Domingo 1 de noviembre de 1998
Solemnidad de Todos los Santos

 

1. La solemnidad de Todos los Santos, que celebramos hoy, cobra un significado particular en el camino de preparación para el gran jubileo del año 2000. En efecto, esa histórica cita tiene como objetivo principal el fortalecimiento de la fe y del testimonio de los cristianos. Los santos son los que en todos los tiempos han sabido vivir con valentía su fe, dando testimonio de Cristo sin vacilaciones ni componendas.

«Bienaventurados los pobres de espíritu (...), los mansos (...), los limpios de corazón (...), los que trabajan por la paz (...), los perseguidos por causa de la justicia, porque de ellos es el reino de los cielos» (Mt 5, 3-10). Es lo que nos repite hoy la liturgia, indicándonos a los que «vienen de la gran tribulación y han lavado y blanqueado sus vestiduras en la sangre del Cordero» (Ap 7, 14), tomando abundantemente del tesoro de la Redención. Ahora nos preceden en el gozo de la liturgia celestial. Son nuestros modelos y nos ayudan con su constante intercesión, dándonos innumerables reflejos de la luz de gracia, que es fruto del supremo misterio de la Encarnación.

2. El año litúrgico pone esta solemnidad en estrecha relación con la conmemoración de todos los fieles difuntos, que celebraremos mañana.
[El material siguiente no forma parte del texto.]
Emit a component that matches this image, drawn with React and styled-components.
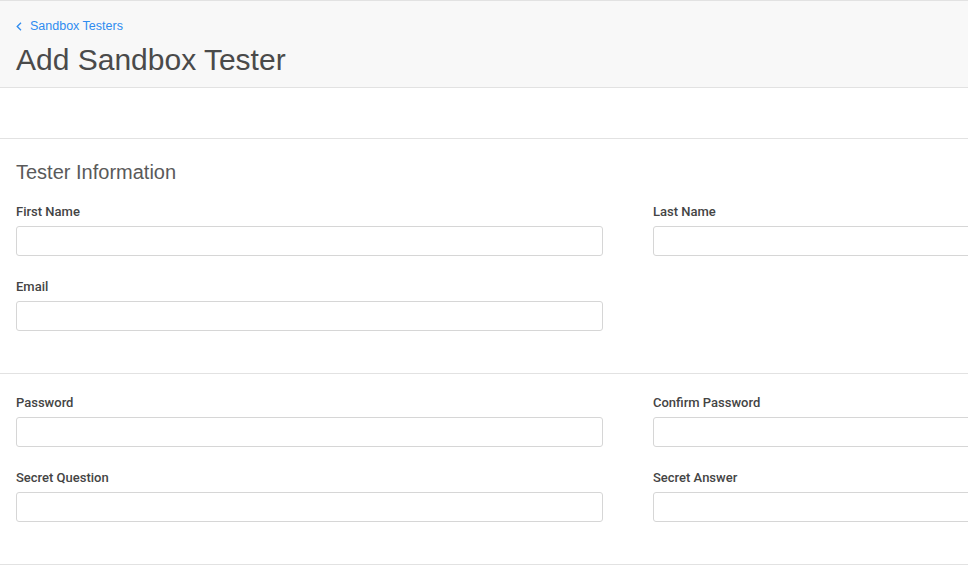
import React from 'react';
import styled, { createGlobalStyle } from 'styled-components';

const GlobalStyle = createGlobalStyle`
  html, body {
    margin: 0;
    padding: 0;
    background: #fff;
    overflow: hidden;
  }
  body {
    font-family: 'Liberation Sans', Arial, sans-serif;
    color: #333;
  }
`;

const Page = styled.div`
  min-width: 1256px;
`;

const Header = styled.header`
  background: #f8f8f8;
  border-top: 1px solid #e2e2e2;
  border-bottom: 1px solid #e2e2e2;
  padding: 17px 16px 9px;
`;

const Breadcrumb = styled.a`
  display: flex;
  align-items: center;
  gap: 8px;
  height: 16px;
  font-size: 12.5px;
  line-height: 16px;
  color: #2f8cf0;
  text-decoration: none;
  cursor: pointer;
`;

const Title = styled.h1`
  margin: 8px 0 0;
  font-size: 30px;
  line-height: 36px;
  font-weight: 400;
  color: #4a4a4a;
`;

const Spacer = styled.div`
  height: 50px;
  border-bottom: 1px solid #e2e2e2;
`;

const Section = styled.section`
  padding: ${p => (p.$titled ? '21px' : '20px')} 16px 42px;
  border-bottom: 1px solid #e2e2e2;
`;

const SectionTitle = styled.h2`
  margin: 0 0 19px;
  font-size: 20px;
  line-height: 24px;
  font-weight: 400;
  color: #5a5a5a;
`;

const Grid = styled.div`
  display: grid;
  grid-template-columns: 587px 587px;
  column-gap: 50px;
  row-gap: 22px;
`;

const Field = styled.div`
  display: flex;
  flex-direction: column;
  gap: 6px;
`;

const Label = styled.label`
  padding-top: 1px;
  font-family: Roboto, 'Liberation Sans', sans-serif;
  font-size: 13px;
  line-height: 16px;
  font-weight: 500;
  color: #444;
`;

const Input = styled.input`
  box-sizing: border-box;
  height: 30px;
  width: 100%;
  border: 1px solid #d6d6d6;
  border-radius: 3px;
  background: #fff;
  padding: 0 8px;
  font-family: 'Liberation Sans', sans-serif;
  font-size: 13px;
  outline: none;
`;

const Chevron = () => (
  <svg width="6" height="9" viewBox="0 0 6 9">
    <polyline points="5,0.8 1.2,4.5 5,8.2" fill="none" stroke="#2f8cf0" strokeWidth="1.3" />
  </svg>
);

const FormField = ({ label, type = 'text' }) => (
  <Field>
    <Label>{label}</Label>
    <Input type={type} />
  </Field>
);

export default function App() {
  return (
    <>
      <GlobalStyle />
      <Page>
        <Header>
          <Breadcrumb>
            <Chevron />
            Sandbox Testers
          </Breadcrumb>
          <Title>Add Sandbox Tester</Title>
        </Header>
        <Spacer />
        <Section $titled>
          <SectionTitle>Tester Information</SectionTitle>
          <Grid>
            <FormField label="First Name" />
            <FormField label="Last Name" />
            <FormField label="Email" type="email" />
          </Grid>
        </Section>
        <Section>
          <Grid>
            <FormField label="Password" type="password" />
            <FormField label="Confirm Password" type="password" />
            <FormField label="Secret Question" />
            <FormField label="Secret Answer" />
          </Grid>
        </Section>
      </Page>
    </>
  );
}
El pensamiento va a los cementerios del mundo entero, en los que descansan los restos mortales de quienes nos han precedido. El recuerdo se hace más vivo aún cuando pensamos en nuestros seres queridos, en los que nos han amado y nos han introducido en la vida. Pero no es menos significativo el recuerdo de las víctimas de la violencia y de las guerras, así como el de cuantos han sacrificado su vida por permanecer fieles a Cristo hasta el final, o han muerto mientras prestaban un servicio generoso a sus hermanos. Recordemos especialmente a cuantos han fallecido durante este año, y oremos por ellos.

La Iglesia, peregrina en la historia, por una parte, se alegra por la intercesión de los santos y los beatos que la sostienen en su misión de anunciar a Jesús muerto y resucitado; y, por otra, participa en la tristeza de sus hijos afligidos por la pérdida de sus seres queridos, y les señala el horizonte de la esperanza cristiana, la perspectiva de la vida eterna. En estas dos celebraciones, tan íntimamente unidas, la alegría y las lágrimas encuentran una síntesis que tiene su fundamento y su certeza consoladora en Cristo.

3. Contemplemos a María que, distinguida con una «gracia tan extraordinaria, aventaja con mucho a todas las criaturas del cielo y de la tierra» (Lumen gentium, 53). Encomendémosle a ella a nuestros seres queridos difuntos; presentémosle el ardiente deseo, que nos anima, de aspirar con todas nuestras fuerzas a la santidad. María, Reina de todos los santos, ¡ruega por nosotros!